▶ _DO THIS_
Report how many lines contain "full"; state the number and nothing else.

%%

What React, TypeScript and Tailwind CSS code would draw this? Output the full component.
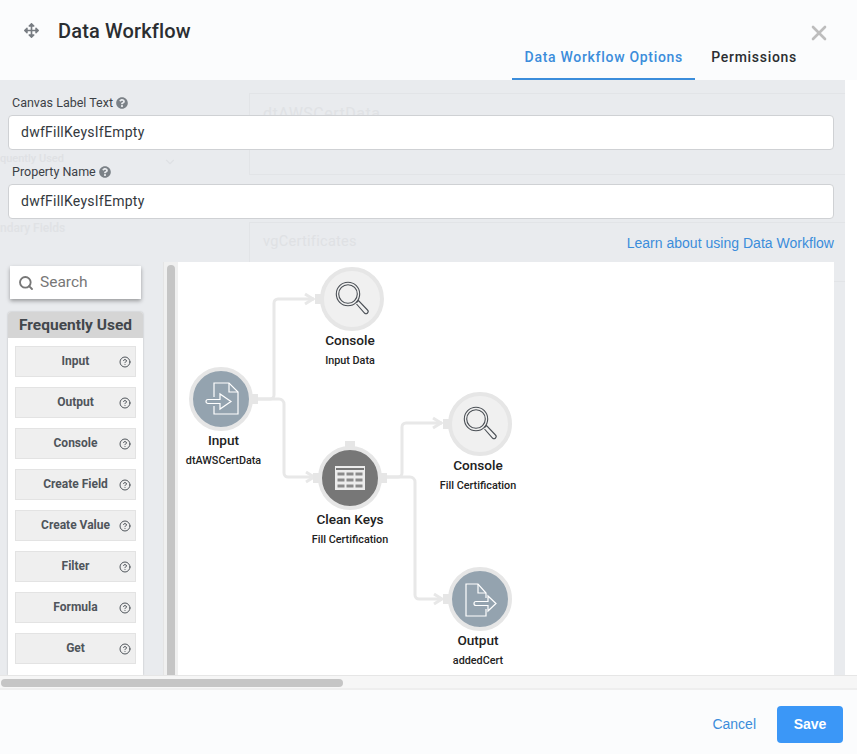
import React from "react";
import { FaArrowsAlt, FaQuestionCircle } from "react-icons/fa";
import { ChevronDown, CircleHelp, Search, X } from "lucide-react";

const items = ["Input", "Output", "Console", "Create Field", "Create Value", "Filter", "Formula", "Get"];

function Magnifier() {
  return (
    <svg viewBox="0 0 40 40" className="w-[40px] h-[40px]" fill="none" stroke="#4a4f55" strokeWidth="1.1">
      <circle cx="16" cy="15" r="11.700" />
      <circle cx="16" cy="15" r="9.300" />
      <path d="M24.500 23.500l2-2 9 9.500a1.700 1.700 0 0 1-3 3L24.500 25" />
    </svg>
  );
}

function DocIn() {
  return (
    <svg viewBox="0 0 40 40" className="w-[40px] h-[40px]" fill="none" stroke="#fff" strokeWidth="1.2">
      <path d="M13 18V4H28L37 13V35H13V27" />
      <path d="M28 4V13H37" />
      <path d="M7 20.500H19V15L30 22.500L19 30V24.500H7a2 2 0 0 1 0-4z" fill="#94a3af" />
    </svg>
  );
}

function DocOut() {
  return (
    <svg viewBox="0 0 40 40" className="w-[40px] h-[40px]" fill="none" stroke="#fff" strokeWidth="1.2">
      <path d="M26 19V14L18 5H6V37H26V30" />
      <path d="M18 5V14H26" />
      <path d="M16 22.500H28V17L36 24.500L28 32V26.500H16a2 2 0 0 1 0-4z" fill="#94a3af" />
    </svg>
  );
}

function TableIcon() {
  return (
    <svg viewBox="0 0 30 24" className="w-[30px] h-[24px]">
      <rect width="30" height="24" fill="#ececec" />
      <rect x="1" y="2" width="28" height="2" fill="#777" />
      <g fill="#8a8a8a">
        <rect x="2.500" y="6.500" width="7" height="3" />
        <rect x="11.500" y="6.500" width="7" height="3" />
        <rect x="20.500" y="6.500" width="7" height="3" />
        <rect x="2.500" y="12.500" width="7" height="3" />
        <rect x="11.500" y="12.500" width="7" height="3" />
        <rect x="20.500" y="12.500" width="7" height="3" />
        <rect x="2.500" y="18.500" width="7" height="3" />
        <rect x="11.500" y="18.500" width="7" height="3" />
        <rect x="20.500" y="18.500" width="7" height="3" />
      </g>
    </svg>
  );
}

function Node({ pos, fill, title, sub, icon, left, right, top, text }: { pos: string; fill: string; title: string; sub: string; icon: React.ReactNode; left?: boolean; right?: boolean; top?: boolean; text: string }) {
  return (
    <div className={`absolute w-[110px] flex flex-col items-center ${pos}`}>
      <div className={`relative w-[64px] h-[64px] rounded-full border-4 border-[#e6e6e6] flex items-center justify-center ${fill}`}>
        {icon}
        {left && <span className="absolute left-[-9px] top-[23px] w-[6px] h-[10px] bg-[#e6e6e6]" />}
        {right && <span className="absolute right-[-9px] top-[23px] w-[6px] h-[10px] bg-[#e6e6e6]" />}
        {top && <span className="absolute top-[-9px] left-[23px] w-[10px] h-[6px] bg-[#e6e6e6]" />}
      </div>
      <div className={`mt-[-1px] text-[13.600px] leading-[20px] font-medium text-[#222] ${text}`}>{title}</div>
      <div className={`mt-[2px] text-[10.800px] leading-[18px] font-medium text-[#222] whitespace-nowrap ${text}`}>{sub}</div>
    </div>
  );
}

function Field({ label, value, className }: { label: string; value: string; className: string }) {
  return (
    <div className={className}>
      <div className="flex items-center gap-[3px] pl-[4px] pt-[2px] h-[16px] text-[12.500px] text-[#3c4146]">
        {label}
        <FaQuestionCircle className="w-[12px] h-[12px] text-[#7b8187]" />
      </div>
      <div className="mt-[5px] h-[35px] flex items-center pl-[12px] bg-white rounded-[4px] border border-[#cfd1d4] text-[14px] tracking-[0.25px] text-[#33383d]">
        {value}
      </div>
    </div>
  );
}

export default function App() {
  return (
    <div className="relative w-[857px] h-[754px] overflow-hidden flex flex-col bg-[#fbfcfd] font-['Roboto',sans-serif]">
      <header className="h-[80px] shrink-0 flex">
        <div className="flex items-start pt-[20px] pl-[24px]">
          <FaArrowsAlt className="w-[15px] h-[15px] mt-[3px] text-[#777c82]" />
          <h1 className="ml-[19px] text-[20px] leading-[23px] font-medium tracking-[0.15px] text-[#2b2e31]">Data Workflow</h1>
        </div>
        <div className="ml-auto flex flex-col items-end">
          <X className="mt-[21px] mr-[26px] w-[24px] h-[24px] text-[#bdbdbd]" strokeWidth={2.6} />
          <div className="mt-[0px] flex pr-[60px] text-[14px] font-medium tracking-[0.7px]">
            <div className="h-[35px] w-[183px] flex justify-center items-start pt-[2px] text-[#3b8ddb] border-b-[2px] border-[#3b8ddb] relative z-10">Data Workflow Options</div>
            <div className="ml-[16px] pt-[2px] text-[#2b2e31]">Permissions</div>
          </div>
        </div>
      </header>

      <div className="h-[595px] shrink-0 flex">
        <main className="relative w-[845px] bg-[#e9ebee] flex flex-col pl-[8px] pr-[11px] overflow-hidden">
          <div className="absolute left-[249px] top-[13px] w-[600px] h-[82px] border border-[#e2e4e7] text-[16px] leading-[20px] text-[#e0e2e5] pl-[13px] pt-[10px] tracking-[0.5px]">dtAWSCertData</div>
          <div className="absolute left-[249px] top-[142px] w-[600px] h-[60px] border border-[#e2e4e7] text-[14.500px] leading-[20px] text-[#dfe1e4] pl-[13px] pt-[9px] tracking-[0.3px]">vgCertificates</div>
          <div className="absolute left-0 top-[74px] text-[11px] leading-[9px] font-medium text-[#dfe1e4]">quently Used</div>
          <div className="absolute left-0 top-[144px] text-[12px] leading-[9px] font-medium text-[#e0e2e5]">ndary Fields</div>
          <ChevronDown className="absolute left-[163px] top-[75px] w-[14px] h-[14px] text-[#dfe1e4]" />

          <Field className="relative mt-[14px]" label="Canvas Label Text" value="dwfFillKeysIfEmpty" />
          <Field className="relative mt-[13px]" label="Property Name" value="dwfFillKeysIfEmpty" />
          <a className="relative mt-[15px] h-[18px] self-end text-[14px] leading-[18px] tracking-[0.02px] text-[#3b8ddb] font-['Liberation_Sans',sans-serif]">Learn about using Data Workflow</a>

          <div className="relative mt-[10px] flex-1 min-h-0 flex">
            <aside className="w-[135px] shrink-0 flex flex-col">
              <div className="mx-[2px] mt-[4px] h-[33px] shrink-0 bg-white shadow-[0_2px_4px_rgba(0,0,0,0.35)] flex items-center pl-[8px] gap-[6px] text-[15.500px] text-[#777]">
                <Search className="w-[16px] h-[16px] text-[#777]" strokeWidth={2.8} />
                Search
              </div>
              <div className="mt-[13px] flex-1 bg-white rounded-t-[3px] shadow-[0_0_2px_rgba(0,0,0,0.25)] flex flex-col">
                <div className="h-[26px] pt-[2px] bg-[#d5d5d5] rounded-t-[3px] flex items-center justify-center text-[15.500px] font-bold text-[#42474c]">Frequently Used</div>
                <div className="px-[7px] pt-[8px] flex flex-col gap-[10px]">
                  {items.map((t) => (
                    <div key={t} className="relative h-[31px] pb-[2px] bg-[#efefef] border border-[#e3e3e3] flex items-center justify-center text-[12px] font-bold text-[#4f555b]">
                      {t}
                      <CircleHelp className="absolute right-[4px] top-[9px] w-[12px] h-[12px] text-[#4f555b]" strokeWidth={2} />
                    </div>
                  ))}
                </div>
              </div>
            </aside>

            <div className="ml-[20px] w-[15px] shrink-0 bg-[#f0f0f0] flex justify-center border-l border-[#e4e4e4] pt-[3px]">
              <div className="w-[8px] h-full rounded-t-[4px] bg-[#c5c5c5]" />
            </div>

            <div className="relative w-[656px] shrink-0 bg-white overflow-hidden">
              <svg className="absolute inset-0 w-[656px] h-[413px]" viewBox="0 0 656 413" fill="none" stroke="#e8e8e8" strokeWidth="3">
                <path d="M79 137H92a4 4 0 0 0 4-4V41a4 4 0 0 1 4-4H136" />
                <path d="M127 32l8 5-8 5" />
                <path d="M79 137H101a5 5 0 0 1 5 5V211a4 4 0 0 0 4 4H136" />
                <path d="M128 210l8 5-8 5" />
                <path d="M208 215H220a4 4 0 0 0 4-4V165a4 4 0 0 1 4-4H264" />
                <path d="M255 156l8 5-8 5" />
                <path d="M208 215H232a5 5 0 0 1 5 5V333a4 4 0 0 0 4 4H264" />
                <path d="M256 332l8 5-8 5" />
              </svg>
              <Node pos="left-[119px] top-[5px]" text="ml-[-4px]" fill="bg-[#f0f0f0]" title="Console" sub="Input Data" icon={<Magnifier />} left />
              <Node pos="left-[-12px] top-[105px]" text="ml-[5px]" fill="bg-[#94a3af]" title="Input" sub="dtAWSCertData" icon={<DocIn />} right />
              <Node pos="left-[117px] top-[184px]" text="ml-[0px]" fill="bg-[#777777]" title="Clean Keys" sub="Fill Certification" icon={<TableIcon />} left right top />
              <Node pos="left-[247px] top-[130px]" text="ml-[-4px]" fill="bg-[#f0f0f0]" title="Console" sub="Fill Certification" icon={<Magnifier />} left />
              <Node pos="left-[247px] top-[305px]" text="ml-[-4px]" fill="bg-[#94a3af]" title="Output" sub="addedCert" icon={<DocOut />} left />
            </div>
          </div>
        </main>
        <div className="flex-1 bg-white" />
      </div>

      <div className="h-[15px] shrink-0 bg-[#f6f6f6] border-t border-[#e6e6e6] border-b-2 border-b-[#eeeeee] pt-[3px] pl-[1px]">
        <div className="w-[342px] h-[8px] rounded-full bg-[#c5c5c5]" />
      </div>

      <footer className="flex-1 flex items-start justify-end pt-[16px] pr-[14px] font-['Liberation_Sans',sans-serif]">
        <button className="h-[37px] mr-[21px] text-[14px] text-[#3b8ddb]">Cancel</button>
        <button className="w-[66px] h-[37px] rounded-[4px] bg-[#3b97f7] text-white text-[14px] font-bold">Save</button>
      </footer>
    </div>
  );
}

%%

▶ _RESPONSE TO THE TASK_
4